Breaking Down the ZEV Market Share
| Quarter | ZEV Market Share (%) | Key Headwinds |
|---|---|---|
| 2024 Q4 | 25.5% | High interest rates; plateauing early adopter demand |
| 2025 Q1 | 23.0% | Tesla registration collapse; federal waiver challenges |
| 2025 Q3 | 29.1% | Last-minute rush before federal tax credit expiration |
| 2025 Q4 | 18.9% | Post-incentive hangover; removal of federal support |
Infrastructure as a Weapon of Convenience
The California Energy Commission (CEC) likes to tout that 94% of Californians live within ten minutes of a fast charger. That sounds impressive until you are the one waiting behind three Uber drivers at a broken Electrify America station in a Fresno parking lot. Reliability remains the "silent killer" of the EV transition. While the state has deployed over 200,000 public chargers, the quality of that network is spotty at best.
Sacramento's strategy has shifted from "build it and they will come" to "fund it because no one else will." With the federal government withholding billions in promised infrastructure funds through the Federal Highway Administration, California has been forced to sue to get its own tax dollars back. In the meantime, Governor Newsom has had to scramble, proposing state-level rebates to replace the federal ones that were unceremoniously yanked away. It is a massive fiscal gamble. The state is essentially trying to subsidize a global industrial shift using a shrinking state budget.
The Myth of the Zero Emission Vehicle
There is a linguistic sleight of hand at play in the official numbers. When the state says 29% of cars are "zero emission," they are including Plug-in Hybrids (PHEVs). These are vehicles that still have a tailpipe and an internal combustion engine. Critics point out that many PHEV owners rarely plug them in, effectively driving a standard gas car with a heavy, unused battery.
In the first quarter of 2025, while pure Battery Electric Vehicle (BEV) sales struggled, PHEVs reached their highest market share ever at 3.5%. This suggests that consumers are hedging their bets. They want the green HOV lane sticker, but they aren’t ready to trust the charging network for a trip to Tahoe. This "compliance car" trend helps the state meet its 35% target on paper, but it does very little to move the needle on actual carbon emissions if the gas engines are still doing the heavy lifting.
The Economic Divide
The most uncomfortable truth for the California Air Resources Board (CARB) is the demographic profile of the EV buyer. Data shows that nearly 65% of ZEV-owning households earn over $100,000 a year. The transition is currently a luxury experience. To hit 100% by 2035, the state has to figure out how to sell an EV to a renter in an apartment complex who doesn't have a garage and whose landlord has zero interest in installing a Level 2 charger.

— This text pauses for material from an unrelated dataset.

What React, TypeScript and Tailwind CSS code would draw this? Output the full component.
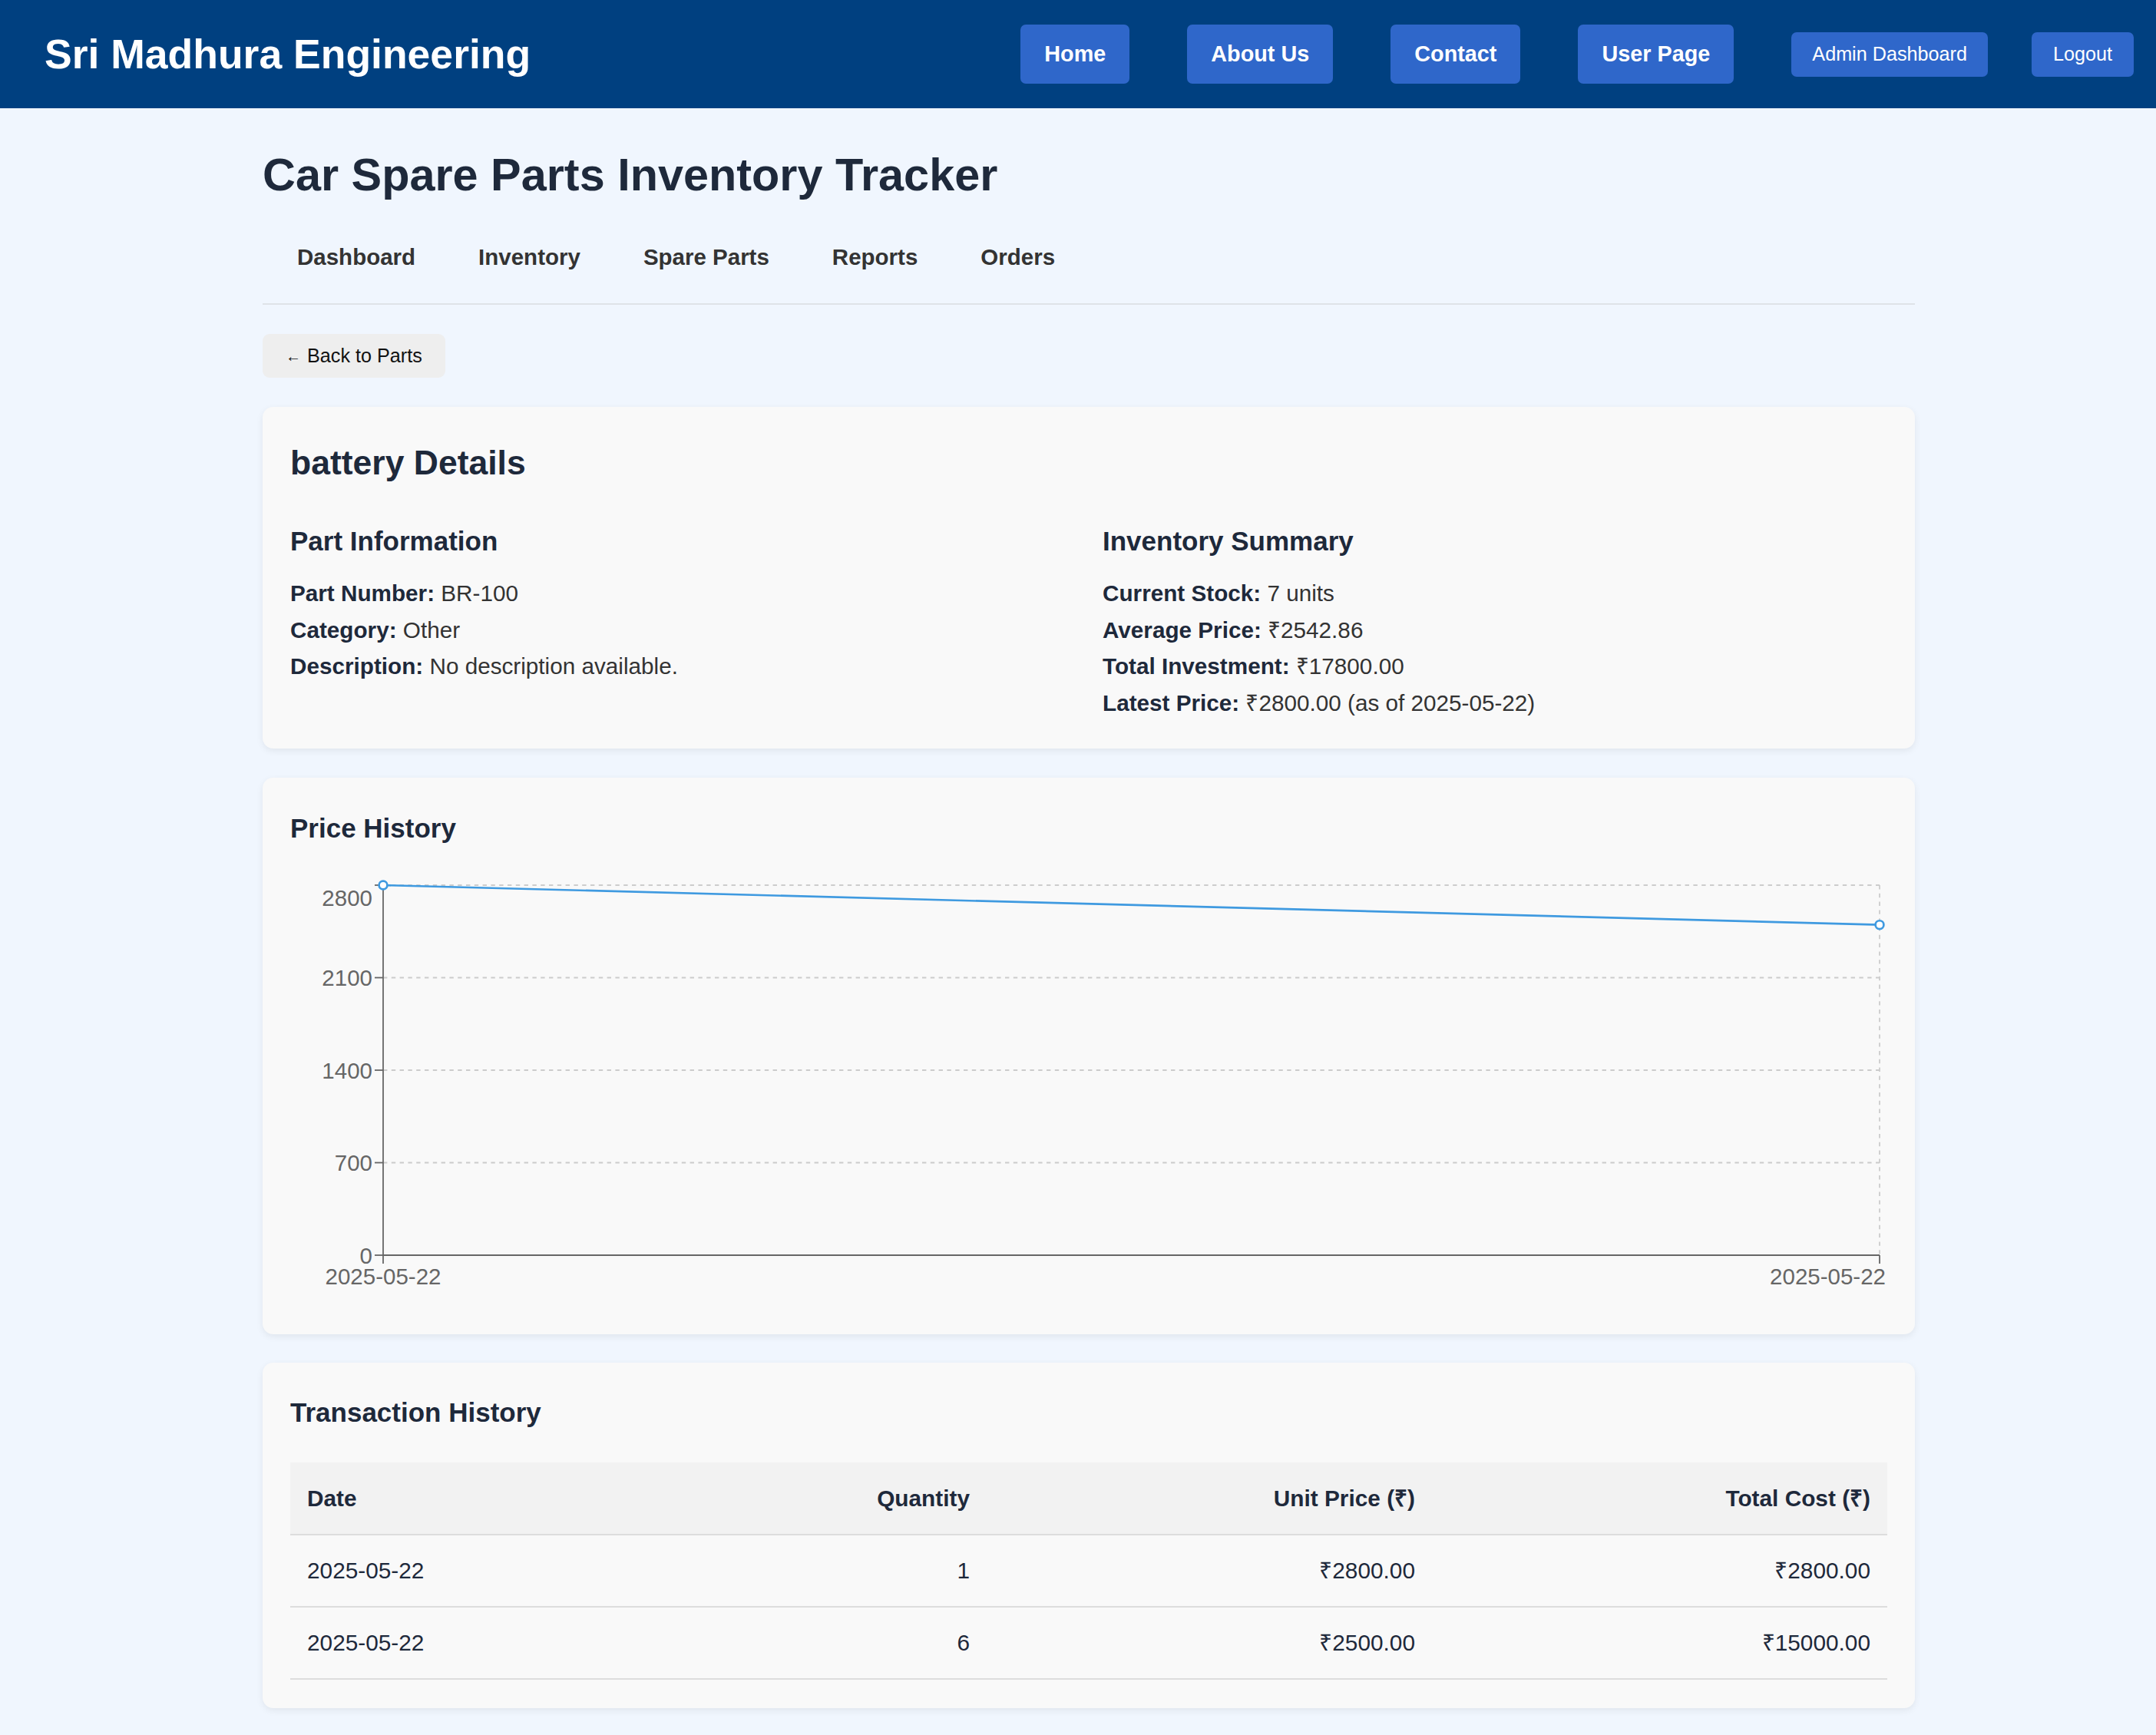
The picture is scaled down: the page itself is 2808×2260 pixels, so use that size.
import React from "react";

const navLinks = ["Home", "About Us", "Contact", "User Page"];
const tabs = ["Dashboard", "Inventory", "Spare Parts", "Reports", "Orders"];

const transactions = [
  { date: "2025-05-22", qty: 1, unit: "₹2800.00", total: "₹2800.00" },
  { date: "2025-05-22", qty: 6, unit: "₹2500.00", total: "₹15000.00" },
];

/**
 * 価格推移チャート
 */
function PriceChart() {
  const x0 = 121;
  const x1 = 2070;
  const yTop = 43;
  const yBase = 525;
  const y = (v: number) => yBase - (v / 2800) * (yBase - yTop);
  const ticks = [0, 700, 1400, 2100, 2800];
  const pts = [
    { x: x0, y: y(2800) },
    { x: x1, y: y(2500) },
  ];
  const fs = 29.5;

  return (
    <svg width={2080} height={590} className="mt-[13px] block">
      {ticks.slice(1).map((t) => (
        <line key={t} x1={x0} x2={x1} y1={y(t)} y2={y(t)} stroke="#cccccc" strokeWidth={1.8} strokeDasharray="5.4 5.4" />
      ))}
      <line x1={x1} x2={x1} y1={yTop} y2={yBase} stroke="#cccccc" strokeWidth={1.8} strokeDasharray="5.4 5.4" />

      {/* y axis */}
      <line x1={x0} x2={x0} y1={yTop} y2={yBase} stroke="#666" strokeWidth={1.8} />
      {ticks.map((t) => (
        <g key={t}>
          <line x1={x0 - 11} x2={x0} y1={y(t)} y2={y(t)} stroke="#666" strokeWidth={1.8} />
          <text
            x={x0 - 14}
            y={t === 2800 ? 70 : y(t) + 10.5}
            textAnchor="end"
            fontSize={fs}
            fill="#666"
            fontFamily="Liberation Sans, Arial, sans-serif"
          >
            {t}
          </text>
        </g>
      ))}

      {/* x axis */}
      <line x1={x0} x2={x1} y1={yBase} y2={yBase} stroke="#666" strokeWidth={1.8} />
      <line x1={x0} x2={x0} y1={yBase} y2={yBase + 11} stroke="#666" strokeWidth={1.8} />
      <line x1={x1} x2={x1} y1={yBase} y2={yBase + 11} stroke="#666" strokeWidth={1.8} />
      <text x={x0} y={563} textAnchor="middle" fontSize={fs} fill="#666" fontFamily="Liberation Sans, Arial, sans-serif">
        2025-05-22
      </text>
      <text x={2078} y={563} textAnchor="end" fontSize={fs} fill="#666" fontFamily="Liberation Sans, Arial, sans-serif">
        2025-05-22
      </text>

      {/* line */}
      <line x1={pts[0].x} y1={pts[0].y} x2={pts[1].x} y2={pts[1].y} stroke="#3f9ae0" strokeWidth={2.7} />
      {pts.map((p, i) => (
        <circle key={i} cx={p.x} cy={p.y} r={5.4} fill="#fff" stroke="#3f9ae0" strokeWidth={2.7} />
      ))}
    </svg>
  );
}

function Row({ label, value }: { label: string; value: string }) {
  return (
    <p className="leading-[33px] text-[#333]">
      <strong className="font-bold text-[#1e293b]">{label}</strong> {value}
    </p>
  );
}

export default function App() {
  return (
    <div className="min-h-screen bg-[#f0f6fe] pb-[36px] font-['Liberation_Sans',Arial,sans-serif] text-[29.7px]">
      <header className="flex h-[141px] items-center justify-between bg-[#004080] pl-[58px] pr-[29px]">
        <h1 className="text-[53.5px] font-bold leading-none text-white">Sri Madhura Engineering</h1>
        <nav className="flex items-center">
          <div className="flex items-center gap-[75px]">
            {navLinks.map((l) => (
              <a
                key={l}
                href="#"
                className="rounded-[7px] bg-[#2f67ca] px-[31px] py-[22px] text-[28.8px] font-bold leading-[33px] text-white"
              >
                {l}
              </a>
            ))}
          </div>
          <button className="ml-[75px] rounded-[7px] bg-[#2f67ca] px-[27px] py-[14.5px] text-[25.2px] leading-[29px] text-white">
            Admin Dashboard
          </button>
          <button className="ml-[57px] rounded-[7px] bg-[#2f67ca] px-[28px] py-[14.5px] text-[25.2px] leading-[29px] text-white">
            Logout
          </button>
        </nav>
      </header>

      <main className="ml-[342px] w-[2152px] pt-[54px]">
        <h1 className="text-[59.4px] font-bold leading-[66px] text-[#1e293b]">Car Spare Parts Inventory Tracker</h1>

        <div className="mt-[57px] flex gap-[82px] border-b-2 border-[#dfe3e8] pb-[44px] pl-[45px]">
          {tabs.map((t) => (
            <span key={t} className="text-[29.5px] font-bold leading-[33px] text-[#333]">
              {t}
            </span>
          ))}
        </div>

        <button className="mt-[38px] flex h-[57px] items-center gap-[8px] rounded-[9px] bg-[#eeeeee] px-[30px] text-[25.2px] text-[#111]">
          <span className="text-[20px]">←</span>
          <span>Back to Parts</span>
        </button>

        <section className="mt-[38px] rounded-[14px] bg-[#f9f9f9] px-[36px] pb-[43px] pt-[48px] shadow-[0_3px_10px_rgba(0,0,0,0.07)]">
          <h2 className="text-[44.5px] font-bold leading-[50px] text-[#1e293b]">battery Details</h2>
          <div className="mt-[58px] grid grid-cols-2 gap-[36px]">
            <div>
              <h3 className="text-[35px] font-bold leading-[37px] text-[#1e293b]">Part Information</h3>
              <div className="mt-[33px] flex flex-col gap-[14.5px]">
                <Row label="Part Number:" value="BR-100" />
                <Row label="Category:" value="Other" />
                <Row label="Description:" value="No description available." />
              </div>
            </div>
            <div>
              <h3 className="text-[35px] font-bold leading-[37px] text-[#1e293b]">Inventory Summary</h3>
              <div className="mt-[33px] flex flex-col gap-[14.5px]">
                <Row label="Current Stock:" value="7 units" />
                <Row label="Average Price:" value="₹2542.86" />
                <Row label="Total Investment:" value="₹17800.00" />
                <Row label="Latest Price:" value="₹2800.00 (as of 2025-05-22)" />
              </div>
            </div>
          </div>
        </section>

        <section className="mt-[38px] rounded-[14px] bg-[#f9f9f9] px-[36px] pb-[38px] pt-[47px] shadow-[0_3px_10px_rgba(0,0,0,0.07)]">
          <h3 className="text-[35px] font-bold leading-[37px] text-[#1e293b]">Price History</h3>
          <PriceChart />
        </section>

        <section className="mt-[37px] rounded-[14px] bg-[#f9f9f9] px-[36px] pb-[37px] pt-[46px] shadow-[0_3px_10px_rgba(0,0,0,0.07)]">
          <h3 className="text-[35px] font-bold leading-[37px] text-[#1e293b]">Transaction History</h3>
          <table className="mt-[47px] w-full table-fixed border-collapse text-[29.8px] leading-[33px] text-[#1e293b]">
            <colgroup>
              <col className="w-[507px]" />
              <col className="w-[400px]" />
              <col className="w-[580px]" />
              <col className="w-[593px]" />
            </colgroup>
            <thead>
              <tr className="h-[94px] border-b-2 border-[#dddddd] bg-[#f2f2f2]">
                <th className="px-[22px] text-left font-bold">Date</th>
                <th className="px-[22px] text-right font-bold">Quantity</th>
                <th className="px-[22px] text-right font-bold">Unit Price (₹)</th>
                <th className="px-[22px] text-right font-bold">Total Cost (₹)</th>
              </tr>
            </thead>
            <tbody>
              {transactions.map((t, i) => (
                <tr key={i} className="h-[94px] border-b-2 border-[#dddddd]">
                  <td className="px-[22px] text-left">{t.date}</td>
                  <td className="px-[22px] text-right">{t.qty}</td>
                  <td className="px-[22px] text-right">{t.unit}</td>
                  <td className="px-[22px] text-right">{t.total}</td>
                </tr>
              ))}
            </tbody>
          </table>
        </section>
      </main>
    </div>
  );
}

The used EV market is one bright spot, growing 182% in the last year, but that is largely because used Teslas have seen their resale value fall off a cliff. For the average Californian, the math still doesn't quite add up when gas prices stabilize and the "registration fee" for an EV—meant to replace gas taxes—continues to climb.
The Legal Siege
California is currently fighting on three fronts. First, it is suing the federal government to protect its right to set standards. Second, it is fighting the Eighth Circuit’s vacation of fuel economy rules. Third, it is battling a skeptical public that is increasingly wary of being "forced" into a technology that feels unfinished.
The federal rollback of the Endangerment Finding—the legal bedrock that allows the EPA to regulate greenhouse gases at all—is the nuclear option. If that stands, California’s entire regulatory framework for the last 50 years could be reduced to a "suggestion."
The state is responding with Executive Order N-27-25, a "contingency plan" that seeks to create a new set of regulations that can survive even if the federal waivers are permanently blocked. It is a legal labyrinth with no clear exit. Automakers are caught in the middle, staring at a 2026 production cycle where they might have to build two different versions of the same car: one for California and its 10 partner states, and one for the rest of the country.
The High Cost of Leading
Being the "vanguard of the revolution" is expensive. California’s clean car goals are currently being fueled by sheer political will and a dwindling pile of state incentive cash. The surge in Q3 2025 proved that people will buy these cars if you pay them to, but the drop in Q4 proved they won't if you don't.
The state is betting that by the time the legal battles are over, the sheer momentum of the global market—led by China and Europe—will make gas cars obsolete anyway. But for the next 24 months, California is on its own. It is a lonely, expensive place to be, and the 2026 mandate is looming like a final exam for which the state hasn't quite finished the required reading.
The 35% target isn't just a number; it’s a test of whether a single state can dictate the future of an industry against the will of its own national government. If California fails to hit that 2026 mark, the entire 2035 phase-out becomes a paper tiger. The real story isn't that California is exceeding its goals; it's that the goals are getting harder to reach even as the state runs faster.